Когда мы достигли места, я, правда, сперва малость оторопел, как перед пугающей картинкой-загадкой, от того, что здесь предстало моим глазам. Висевшее на мачте было не вымпелом, а гигантской вздернутой змеей, питоном, без головы и с распоротым животом. Преодолев испуг, я разглядел подробности. Питон был отличительным знаком торговца рептилиями, который предлагал на продажу все, что добывалось на болотах его ловцами. Странная дичь была разложена на его прилавке и спрятана под ним — целиком и кусками, живая и разделанная.
Я снова увидел здесь пеструю гадюку из храма Змей, а также маленьких крокодилов и плоских черепах. В клетке содержалось какое-то косматое животное, которое я затруднился классифицировать зоологически и которое мистер Питер назвал fox. Экземпляр, за который сотрудник иного зоопарка вывалил бы столько золота, сколько весит сама зверушка, наверняка предназначался для кастрюли.
Кроме нас перед стойкой не видно было ни зевак, ни покупателей. Вероятно, лишь немногие могли себе позволить эти деликатесы: изысканная пища для пиров.
Почему живодерня производит здесь такое сильное впечатление? Должно быть, потому, что эти существа у нас на родине считаются несъедобными: черепаху не подают на стол в таком виде, да и лягушка уже сомнительна. Разрезанные, они заставляют вспомнить о нарушенном табу, о чем-то «нечистом» в смысле иудейских предписаний. Когда все считается возможным, до каннибализма, кажется, остается один лишь шаг.
Нам привычен вид наших мясных магазинов. Чтобы догадаться о стоящих за всем этим страданиях тварей, требуется иная перспектива, отчуждение, какое несколько лет назад суровой зимой я испытал на мосту через Дунай в Ридлингене: мимо проезжал грузовик, нагруженный животными, которые были лишены голов и ободраны, и вытянули в воздух красно-синие замороженные ноги. При этом, словно молния, ошеломляющее чувство, будто очутился на какой-то злобной планете.
Черепахи были положены на спину и, пленники собственного панциря, двигали ногами точно часовой механизм.
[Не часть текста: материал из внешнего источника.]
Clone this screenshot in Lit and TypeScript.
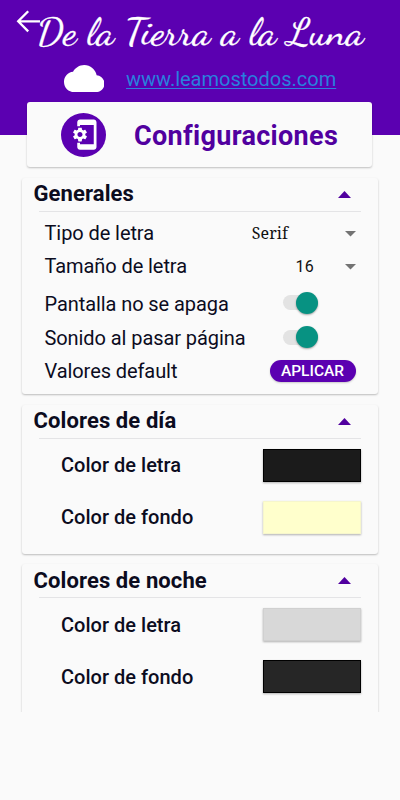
import { LitElement, html, css, svg } from "lit";
import { customElement } from "lit/decorators.js";
import { styleMap } from "lit/directives/style-map.js";

interface Swatch { label: string; color: string; border: string; }

const GEAR_PHONE = svg`<path d="M11.82 12.49c.02-.16.04-.32.04-.49 0-.17-.02-.33-.04-.49l1.08-.82c.1-.07.12-.21.06-.32l-1.03-1.73c-.06-.11-.2-.15-.31-.11l-1.28.5c-.27-.2-.56-.36-.87-.49l-.2-1.33c0-.12-.11-.21-.24-.21H6.98c-.13 0-.24.09-.26.21l-.2 1.32c-.31.12-.6.3-.87.49l-1.28-.5c-.12-.05-.25 0-.31.11l-1.03 1.73c-.06.12-.03.25.07.33l1.08.82c-.02.16-.03.33-.03.49 0 .17.02.33.04.49l-1.09.83c-.1.07-.12.21-.06.32l1.03 1.73c.06.11.2.15.31.11l1.28-.5c.27.2.56.36.87.49l.2 1.32c.01.12.12.21.25.21h2.06c.13 0 .24-.09.25-.21l.2-1.32c.31-.12.6-.3.87-.49l1.28.5c.12.05.25 0 .31-.11l1.03-1.73c.06-.11.04-.24-.06-.32l-1.1-.83zM7.98 13.83c-1.02 0-1.85-.82-1.85-1.83s.83-1.83 1.85-1.83 1.85.82 1.85 1.83-.83 1.83-1.85 1.83zM18 1.01L8 1c-1.1 0-2 .9-2 2v3h2V5h10v14H8v-1H6v3c0 1.1.9 2 2 2h10c1.1 0 2-.9 2-2V3c0-1.1-.9-1.99-2-1.99z"/>`;

@customElement("app-root")
export class AppRoot extends LitElement {
  static styles = css`
    :host {
      display: block;
      height: 800px;
      overflow: hidden;
      background: #fafafa;
      color: #0c0c1e;
      font-family: Roboto, "Liberation Sans", sans-serif;
    }
    * { box-sizing: border-box; }
    svg { display: block; flex: none; }
    .hero { height: 134.5px; background: #5b00b1; }
    .title { display: flex; height: 56px; padding-left: 16px; }
    .arrow { margin-top: 10px; fill: none; stroke: #fff; stroke-width: 2.3; }
    .name { margin-left: -4px; fill: #fff; stroke: #fff; stroke-width: 0.3; font-family: "Dancing Script", cursive; font-size: 36px; }
    .site { display: flex; padding: 9px 0 0 63.5px; }
    .cloud { fill: #fff; }
    .link { margin-left: 22px; font-size: 20px; line-height: 29px; letter-spacing: 0; color: #2a7fdd; text-decoration: underline; text-decoration-thickness: 1px; text-underline-offset: 2px; text-decoration-skip-ink: none; }
    .heading {
      display: flex; align-items: center;
      position: relative;
      width: 345px; height: 65px;
      margin: -32.5px 0 0 27px;
      padding-left: 34px;
      border-radius: 3px;
      background: #fafafa;
      box-shadow: 0 1px 2px rgba(0, 0, 0, 0.24);
      color: #51009f;
    }
    .disc { display: flex; align-items: center; justify-content: center; width: 45px; height: 44px; padding-left: 3px; border-radius: 50%; background: #5b00b1; fill: #fff; }
    .heading h1 { margin: 3px 0 0 28px; font-size: 27px; font-weight: 700; line-height: 32px; letter-spacing: 0.32px; }
    .card { width: 356px; margin: 10.5px 0 0 22px; border-radius: 3px; background: #fafafa; box-shadow: 0 1px 2px rgba(0, 0, 0, 0.25); }
    .general { height: 216.5px; }
    .day { height: 149px; }
    .clip { height: 158.5px; overflow: hidden; }
    .night { height: 170px; }
    .bar { display: flex; align-items: center; justify-content: space-between; height: 34px; margin: 0 17px; padding: 0 10px 0 0; border-bottom: 1px solid; border-image: linear-gradient(90deg, #e4e4e6, #e4e4e6) 1; }
    .bar h2 { margin: 0 0 0 -5.5px; font-size: 22px; font-weight: 700; line-height: 26px; letter-spacing: 0.1px; }
    .up { fill: #51009f; }
    .down { fill: #737373; }
    .rows { display: grid; grid-template-rows: 33px 33px 42px 27px 39px; padding: 5px 17px 0 22.5px; }
    .row { display: flex; align-items: center; justify-content: space-between; font-size: 20px; letter-spacing: -0.08px; }
    .select { display: flex; align-items: center; gap: 31px; padding-right: 5px; font-size: 16px; color: #111; letter-spacing: 0.3px; }
    .serif { gap: 57px; font-family: "Noto Serif", "Droid Serif", "DejaVu Serif Condensed", "DejaVu Serif", serif; letter-spacing: 0.1px; }
    .select svg { margin-top: 2px; }
    .switch { display: flex; justify-content: flex-end; align-items: center; width: 35px; height: 15px; margin: -2px 43px 0 0; border-radius: 8px; background: #e3e3e3; }
    .thumb { flex: none; width: 22px; height: 22px; border-radius: 50%; background: #079282; box-shadow: 0 1px 2px rgba(0, 0, 0, 0.35); }
    .apply { width: 86px; height: 22px; margin: -1px 5.5px 0 0; padding: 0; border: 0; border-radius: 11px; background: #5b00b1; color: #fff; font: 500 15.5px/23px Roboto, sans-serif; box-shadow: 0 1px 2px rgba(0, 0, 0, 0.2); }
    .colors { display: grid; grid-template-rows: 52px 52px; padding: 0.6px 17px 0 39px; }
    .colors .row { font-weight: 500; letter-spacing: 0.02px; }
    .swatch { width: 98px; height: 33px; border: 1px solid; box-shadow: 0 1px 2px rgba(0, 0, 0, 0.3); }
  `;

  private bar(title: string) {
    return html`<header class="bar"><h2>${title}</h2>
      <svg class="up" width="13" height="7" viewBox="0 0 13 7"><path d="M0 7 6.5 0 13 7z" /></svg></header>`;
  }

  private caret() {
    return html`<svg class="down" width="11" height="6" viewBox="0 0 11 6"><path d="M0 0H11L5.5 5.5z" /></svg>`;
  }

  private colors(items: Swatch[]) {
    return html`<div class="colors">${items.map(
      (s) => html`<div class="row"><span>${s.label}</span>
        <div class="swatch" style=${styleMap({ backgroundColor: s.color, borderColor: s.border })}></div></div>`
    )}</div>`;
  }

  render() {
    return html`
      <div class="hero">
        <div class="title">
          <svg class="arrow" width="25" height="23" viewBox="0 0 25 23"><path d="M12.2 1.2 2.2 11.3 12.2 21.4M2.2 11.3H24" /></svg>
          <svg class="name" width="340" height="56"><text x="0" y="43.5" textLength="327" lengthAdjust="spacingAndGlyphs">De la Tierra a la Luna</text></svg>
        </div>
        <div class="site">
          <svg class="cloud" width="40.5" height="27" viewBox="0 4 24 16"><path d="M19.35 10.04C18.67 6.59 15.64 4 12 4 9.11 4 6.6 5.64 5.35 8.04 2.34 8.36 0 10.91 0 14c0 3.31 2.69 6 6 6h13c2.76 0 5-2.24 5-5 0-2.64-2.05-4.78-4.65-4.96z" /></svg>
          <span class="link">www.leamostodos.com</span>
        </div>
      </div>
      <div class="heading">
        <div class="disc"><svg width="33" height="33" viewBox="0 0 24 24">${GEAR_PHONE}</svg></div>
        <h1>Configuraciones</h1>
      </div>
      <section class="card general">
        ${this.bar("Generales")}
        <div class="rows">
          <div class="row"><span>Tipo de letra</span><div class="select serif">Serif ${this.caret()}</div></div>
          <div class="row"><span>Tamaño de letra</span><div class="select">16 ${this.caret()}</div></div>
          <div class="row"><span>Pantalla no se apaga</span><div class="switch"><div class="thumb"></div></div></div>
          <div class="row"><span>Sonido al pasar página</span><div class="switch"><div class="thumb"></div></div></div>
          <div class="row"><span>Valores default</span><button class="apply">APLICAR</button></div>
        </div>
      </section>
      <section class="card day">
        ${this.bar("Colores de día")}
        ${this.colors([
          { label: "Color de letra", color: "#1b1b1b", border: "#000" },
          { label: "Color de fondo", color: "#ffffcc", border: "#f6f6cc" },
        ])}
      </section>
      <div class="clip">
        <section class="card night">
          ${this.bar("Colores de noche")}
          ${this.colors([
            { label: "Color de letra", color: "#d8d8d8", border: "#d0d0d0" },
            { label: "Color de fondo", color: "#262626", border: "#000" },
          ])}
        </section>
      </div>
    `;
  }
}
Они могут пробыть в таком положении довольно долго, и потому на парусных судах служили живым продовольствием. Здесь природа ради надежности пожертвовала свободой. Я спрашиваю себя, что происходит, если одна из них падает на спину на морском берегу. Китаец держит взаперти населяющих страну животных, потому что они более выпуклы и легче могут переворачиваться.
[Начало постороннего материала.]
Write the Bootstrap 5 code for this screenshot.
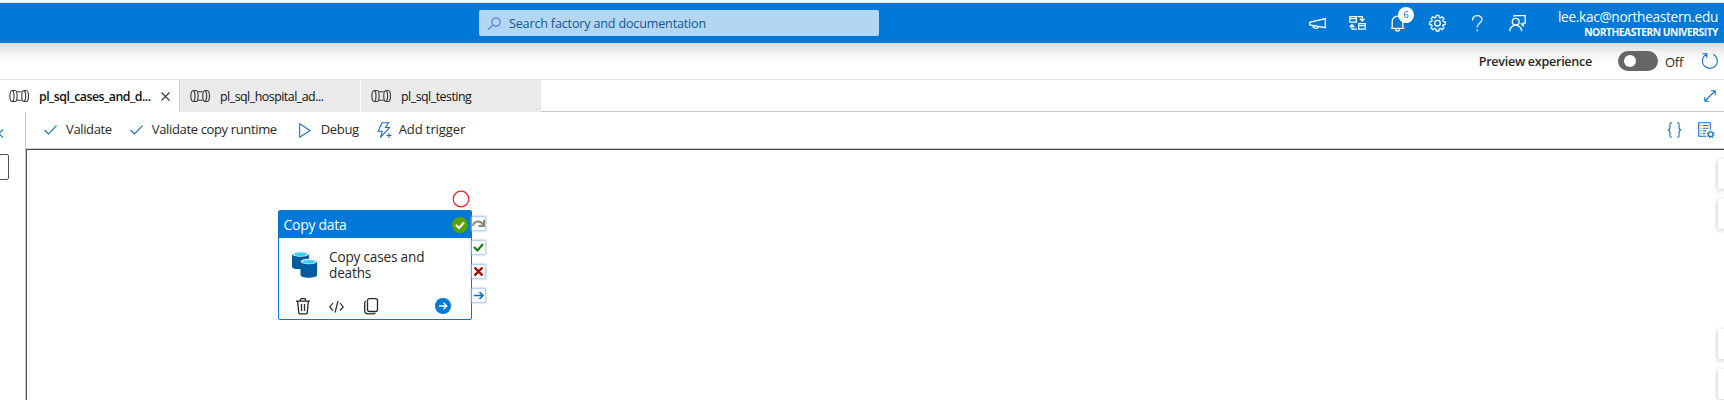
<!DOCTYPE html>
<html lang="en">
<head>
<meta charset="utf-8">
<title>Data Factory</title>
<meta name="viewport" content="width=device-width, initial-scale=1">
<link href="https://cdn.jsdelivr.net/npm/bootstrap@5.3.0/dist/css/bootstrap.min.css" rel="stylesheet">
<style>
body{font-family:"Open Sans","Noto Sans",sans-serif;font-size:13px;line-height:16px;color:#292827;height:400px;overflow:hidden;background:#fff}
svg{display:block;flex:none;fill:none;overflow:visible}
.tx{white-space:nowrap}
.topline{height:3px;border-bottom:1px solid #e6e6e6}
.hdr{height:40px;background:#0078d7;color:#fff}
.hdr-search{width:400px;height:26px;margin-left:479px;background:#b3d7f3;border-radius:2px;color:#115892;font-size:12.6px;letter-spacing:-.183px;padding-left:9px}
.hdr-search .tx{padding-top:1px}
.hdr-icons{left:1309px;top:9px}
.hdr-icons svg{stroke:#fff;stroke-width:1.3}
.bell-count{left:8px;top:-5px;width:16px;height:16px;font-size:9.5px;color:#0078d7;background:#fff}
.acct{margin-right:6px;padding-top:2px}
.acct-mail{font-size:13.6px;line-height:17px;letter-spacing:-.28px}
.acct-org{font-size:10.2px;line-height:15px;font-weight:700;letter-spacing:-.45px}
.strip{height:37px;border-bottom:1px solid #dedede;background:linear-gradient(#dadada,#f3f3f3 10px,#fff 21px);padding-right:5px}
.strip-label{font-size:12.6px;letter-spacing:-.29px}
.strip .tx{padding-top:2px}
.sw{width:40px;height:20px;border-radius:10px;background:#666;padding:4px 6px}
.sw i{width:12px;height:12px;background:#fff}
.tabbar{height:32px}
.tb{width:180px;border-right:1px solid #d0d0d0;padding-left:9px;color:#111;font-size:12.4px;letter-spacing:-.5px}
.tb.off{background:#eaeaea}
.tb svg{stroke:#3a3938;stroke-width:1.1}
.tabrest{border-bottom:1px solid #c8c8c8}
.side{width:26px;border-right:1px solid #c8c8c8}
.sidebox{left:-10px;top:42px;width:19px;height:26px;border:1px solid #555;border-radius:2px}
.bar{height:37px;border-bottom:1px solid #cfcfcf;letter-spacing:-.355px}
.bar .tx{padding-bottom:2px}
.blue{stroke:#1a6fc4;stroke-width:1.1}
.cv{border-top:1px solid #4b4b4b;border-left:1px solid #555}
.node{left:251px;top:60px;width:194px;height:110px;border:1px solid #0078d7;border-radius:2px;background:#fff}
.node-h{height:27px;background:#0078d7;color:#fff;font-size:14px;letter-spacing:-.286px;padding-left:4.5px;padding-right:3px}
.node-t{font-size:13.6px;line-height:16px;left:50px;top:38px;letter-spacing:-.18px}
.port{left:445px;width:13px;height:13px;background:#fff;box-shadow:0 0 2px 1px #8fc1ec}
.fly{right:0;width:6px;height:30px;background:#fff;box-shadow:0 1px 5px #bbb}
</style>
</head>
<body class="d-flex flex-column">
<div class="topline flex-shrink-0"></div>
<header class="hdr d-flex align-items-center flex-shrink-0 position-relative">
  <div class="hdr-search d-flex align-items-center">
    <svg width="13" height="13" stroke="#5b82dc" stroke-width="1.2"><circle cx="8" cy="5" r="4.2"/><path d="M5 8 0 12.5"/></svg>
    <span class="tx" style="margin-left:8px">Search factory and documentation</span>
  </div>
  <div class="hdr-icons position-absolute d-flex">
    <svg width="40" height="20"><path d="M.7 10.300v2.700l15.600 2.700V6.500z M4 13.700v1.100l2 1.500h2l1.500-1.600"/></svg>
    <svg width="41" height="20"><path d="M.7 4.700h6.600v5.500H.7z M.7 6.700h6.600 M9.700 11.700h6.600v5.500H9.700z M9.700 13.700h6.600 M8.500 4.700h4.800V8.500 M11 6.700 13.300 9l2.200-2.300 M8 17.200H3v-4.500 M.7 15 3 12.700 5.300 15"/></svg>
    <div class="position-relative" style="width:39px">
      <svg width="16" height="20"><path d="M2.200 15.500V9.500A5.300 5.300 0 0 1 12.800 9.300v6.200 M.7 16.300h13.600 M5.500 17a2 2 0 0 0 4 0"/></svg>
      <span class="bell-count position-absolute rounded-circle d-flex align-items-center justify-content-center">6</span>
    </div>
    <svg width="40" height="20"><g transform="translate(0 .200)"><path d="M7.300 3.200h2.400l.5 2 1.100.5 1.900-1.100 1.700 1.700-1.100 1.900.5 1.100 2 .5v2.400l-2 .5-.5 1.100 1.100 1.900-1.700 1.700-1.900-1.100-1.100.5-.5 2H7.300l-.5-2-1.100-.5-1.900 1.100-1.700-1.700 1.100-1.900-.5-1.100-2-.5V9.800l2-.5.5-1.100-1.100-1.900 1.700-1.700 1.900 1.100 1.100-.5z"/><circle cx="8.500" cy="11" r="2.800"/></g></svg>
    <svg width="41" height="20" style="margin-right:1px"><path d="M3.500 8.500C3.500 2 13 2.200 13 7.500c0 3.500-4.800 3.700-4.800 8 M8.200 17.500v1.700"/></svg>
    <svg width="20" height="20" style="margin-left:-2px"><path d="M5 5V3.700h11.200v7.500h-2v2.500L11.700 11.200"/><circle cx="6.700" cy="9.700" r="3.400"/><path d="M.7 19.200a6 6 0 0 1 12 0"/></svg>
  </div>
  <div class="acct ms-auto text-end">
    <div class="acct-mail"><span class="tx">lee.kac@northeastern.edu</span></div>
    <div class="acct-org"><span class="tx">NORTHEASTERN UNIVERSITY</span></div>
  </div>
</header>
<div class="strip d-flex align-items-center justify-content-end flex-shrink-0">
  <span class="tx strip-label fw-semibold" style="margin-right:26px">Preview experience</span>
  <span class="sw"><i class="d-block rounded-circle"></i></span>
  <span class="tx" style="margin:0 18px 0 7px;letter-spacing:-.286px">Off</span>
  <svg width="18" height="18" class="blue"><path d="M12.200 2.200A7.500 7.500 0 1 1 5.300 2.300 M1.500 1.800h4.300v4.300"/></svg>
</div>
<div class="tabbar d-flex flex-shrink-0">
  <div class="tb d-flex align-items-center fw-semibold">
    <svg width="20" height="14"><use href="#pipe"/></svg><span class="tx" style="margin-left:10px;padding-top:1px;letter-spacing:-.53px">pl_sql_cases_and_d...</span>
    <svg width="9" height="9" style="margin-left:10px"><path d="m.5.5 8 8m0-8-8 8"/></svg>
  </div>
  <div class="tb off d-flex align-items-center" style="width:181px;border-color:#fff;padding-left:10px">
    <svg width="20" height="14"><use href="#pipe"/></svg><span class="tx" style="margin-left:10px;padding-top:1px">pl_sql_hospital_ad...</span>
  </div>
  <div class="tb off d-flex align-items-center border-0" style="padding-left:10px">
    <svg width="20" height="14"><use href="#pipe"/></svg><span class="tx" style="margin-left:10px;padding-top:1px">pl_sql_testing</span>
  </div>
  <div class="tabrest flex-grow-1 d-flex align-items-center justify-content-end pe-2">
    <svg width="12" height="12" class="blue"><path d="M1 11 11 1 M7 .8h4.200V5 M5 11.200H.8V7"/></svg>
  </div>
</div>
<main class="d-flex flex-grow-1">
  <aside class="side position-relative flex-shrink-0">
    <svg class="blue position-absolute" style="left:-4px;top:17px" width="8" height="9"><path d="M7 .5 3 4.500l4 4"/></svg>
    <div class="sidebox position-absolute"></div>
  </aside>
  <div class="flex-grow-1 d-flex flex-column">
    <div class="bar d-flex align-items-center flex-shrink-0">
      <svg class="blue" width="13" height="10" style="margin-left:18px"><path d="m.5 5 4 4L12.500.700"/></svg>
      <span class="tx" style="margin-left:9px">Validate</span>
      <svg class="blue" width="13" height="10" style="margin-left:18px"><path d="m.5 5 4 4L12.500.700"/></svg>
      <span class="tx" style="margin-left:9px">Validate copy runtime</span>
      <svg class="blue" width="12" height="15" style="margin-left:22px"><path d="M.7.8v13.400L11 7.500z"/></svg>
      <span class="tx" style="margin-left:10px">Debug</span>
      <svg class="blue" width="15" height="17" style="margin-left:18px"><path d="M5 .7h6.500L8.500 5.500h4L3.500 15.300l1.800-6H1.200z M9.500 13.500h5 M12 11v5"/></svg>
      <span class="tx" style="margin-left:7px;letter-spacing:-.1px">Add trigger</span>
      <svg class="blue ms-auto" width="15" height="16"><path d="M5 .7C2 .7 3 3 3 5c0 1.800-.7 3-2.200 3C2.300 8 3 9.200 3 11c0 2-1 4.300 2 4.300 M10 .7c3 0 2 2.300 2 4.300 0 1.800.7 3 2.200 3-1.500 0-2.200 1.200-2.200 3 0 2 1 4.300-2 4.300"/></svg>
      <svg class="blue" width="17" height="16" style="margin:0 9px 0 16px"><path d="M8 14.300H.7V.7h11.600v7 M2.500 3.500h1 M5 3.500h5.500 M2.500 6.200h1 M5 6.200h5.500 M2.500 8.900h1 M5 8.900h3 M2.500 11.600h1 M5 11.600h2"/><circle cx="12.700" cy="12.300" r="2.300"/><circle cx="12.700" cy="12.300" r="3.400" stroke-dasharray="1.340 1.330"/></svg>
    </div>
    <div class="cv flex-grow-1 position-relative overflow-hidden">
      <svg class="position-absolute" style="left:425px;top:40px" width="18" height="18"><circle cx="9" cy="9" r="7.800" stroke="#ee1c25" stroke-width="1.200"/></svg>
      <div class="node position-absolute">
        <div class="node-h d-flex align-items-center justify-content-between">
          <span class="tx" style="padding-top:1px">Copy data</span>
          <svg width="16" height="16"><circle cx="8" cy="8" r="8" fill="#57a300"/><path d="m4 8 3 3 5-5.500" stroke="#fff" stroke-width="2"/></svg>
        </div>
        <svg class="position-absolute" style="left:13px;top:40px" width="26" height="28"><path fill="#005ba1" d="M0 3v13c0 3 17 3 17 0V3z"/><ellipse cx="8.500" cy="3" rx="8.500" ry="2.800" fill="#e8e8e8"/><ellipse cx="8.500" cy="3.200" rx="6.500" ry="1.800" fill="#32d4f5"/><path fill="#005ba1" d="M8.500 10.500V24c0 3.600 16.500 3.600 16.500 0V10.500z"/><ellipse cx="16.800" cy="10.500" rx="8.200" ry="2.800" fill="#e8e8e8"/><ellipse cx="16.800" cy="10.700" rx="6.300" ry="1.800" fill="#32d4f5"/></svg>
        <div class="node-t position-absolute"><span class="tx">Copy cases and</span><br><span class="tx">deaths</span></div>
        <svg class="position-absolute" style="left:17px;top:87px" width="14" height="17" stroke="#292827" stroke-width="1.300"><path d="M0 3.200h14 M4.500 3V1.500Q4.500.7 5.500.7h3q1 0 1 .8V3 M1.700 3.500l1 11q.1 1.300 1.300 1.300h6q1.200 0 1.300-1.300l1-11 M5.500 6v7 M8.500 6v7"/></svg>
        <svg class="position-absolute" style="left:50px;top:90px" width="15" height="12" stroke="#292827" stroke-width="1.200"><path d="M4 2 .8 6 4 9.500 M11 2l3.200 4L11 9.500 M9 0 6 11.500"/></svg>
        <svg class="position-absolute" style="left:85px;top:87px" width="15" height="17" stroke="#292827" stroke-width="1.300"><rect x="3.500" y=".7" width="10" height="12.800" rx="2"/><path d="M1.800 3Q.7 3.500.7 5v7.500q0 3.300 3.300 3.300h5q1.500 0 2.300-1"/></svg>
        <svg class="position-absolute" style="left:156px;top:87px" width="16" height="16"><circle cx="8" cy="8" r="8" fill="#0078d7"/><path d="M4 8h7.500M8.500 4.700 11.800 8l-3.300 3.300" stroke="#fff" stroke-width="1.400"/></svg>
      </div>
      <div class="port position-absolute" style="top:67px"><svg width="13" height="13" stroke="#8a8886" stroke-width="2"><path d="M1 9c1-5.500 8-6 10-1 M12 3v6H6.500"/></svg></div>
      <div class="port position-absolute" style="top:91px"><svg width="13" height="13" stroke="#107c10" stroke-width="2.200"><path d="m2 6 3.500 3.500L11 3"/></svg></div>
      <div class="port position-absolute" style="top:115px"><svg width="13" height="13" stroke="#a80000" stroke-width="2.400"><path d="m2.500 2.500 8 8m0-8-8 8"/></svg></div>
      <div class="port position-absolute" style="top:139px"><svg width="13" height="13" stroke="#0f6cbd" stroke-width="1.600"><path d="M2 6.500h9M7.500 3 11 6.500 7.500 10"/></svg></div>
      <div class="fly position-absolute" style="top:9px"></div>
      <div class="fly position-absolute" style="top:49px"></div>
      <div class="fly position-absolute" style="top:179px"></div>
      <div class="fly position-absolute" style="top:219px"></div>
    </div>
  </div>
</main>
<svg width="0" height="0" class="position-absolute"><defs><g id="pipe"><path d="M3.500 1.500C0 1.500 0 12.500 3.500 12.500 M3.500 1.500C5.500 3 5.500 11 3.500 12.500 M3.500 1.500H6C8.800 1.500 8.800 12.500 6 12.500H3.500 M8 2.700h4.500 M8 11.300h4.500 M15 1.500C12 1.500 12 12.500 15 12.500 M15 1.500h2C20.300 1.500 20.300 12.500 17 12.500H15 M15 1.500C17.200 3 17.200 11 15 12.500"/></g></defs></svg>
<script src="https://cdn.jsdelivr.net/npm/bootstrap@5.3.0/dist/js/bootstrap.bundle.min.js"></script>
</body>
</html>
Но, проклятие, otote, что же это такое? Я хотел бы избавить Штирляйн от ужаса, да только она уже его увидела. Белый холмик мяса и внутренностей на середине стола увенчивает что-то красное, как вишня или земляника. Это — сердце, и оно пульсирует в ровном, медленном ритме, в каком черепаха двигает ногами — верное сердце; оно посылает посмертные сигналы.
Я увлек Штирляйн на противоположную сторону узкой улицы и купил ей там охапку орхидей, длинные, многоцветные метелки; они были так же дешевы, как у нас полевые цветы.
Я пытался уснуть, а в ушах все стоял гнетущий стук того сердца. Так в разбитом зеркале еще созраняется некогда могучее знание, еще живет могучая уверенность.
НА БОРТУ, 22 ИЮЛЯ 1965 ГОДА
Я отучаю себя от известных наивностей с большим трудом. Когда снова приходил кто-то, раскладывал свой мусор in politicis, in litteris, in moralibus [105], и все приходили в восторг от его благообразия и аромата, у меня возникало, напротив, две догадки:
Во-первых, я все же мог обманываться относительно сущности всех этих речений. Возможно, в них или за ними что-то и было, о чем судить подобающим образом мне мешал как раз мой скепсис. В пользу этой догадки говорил неистовый фанатизм этих людей, их интеллектуальное сочувствие всему, что не относится к «элитному», их благоговение перед своими подозрительными святыми. Очень хотелось бы знать, откуда эти малые черпают такую убежденность.
Во-вторых, я допускаю, особенно in politicis, наличие иронии или хотя бы маккиавеллиевской сдержанности, на которую они будут ссылаться потом, лет через двадцать, когда начнут пресмыкаться перед новыми кумирами. Я испытал власть банальностей и испытываю ее по сей день. Искусство, даже в мусическом смысле, заключается не в том, чтобы преодолевать их, а в том, чтобы более или менее вежливо их обходить.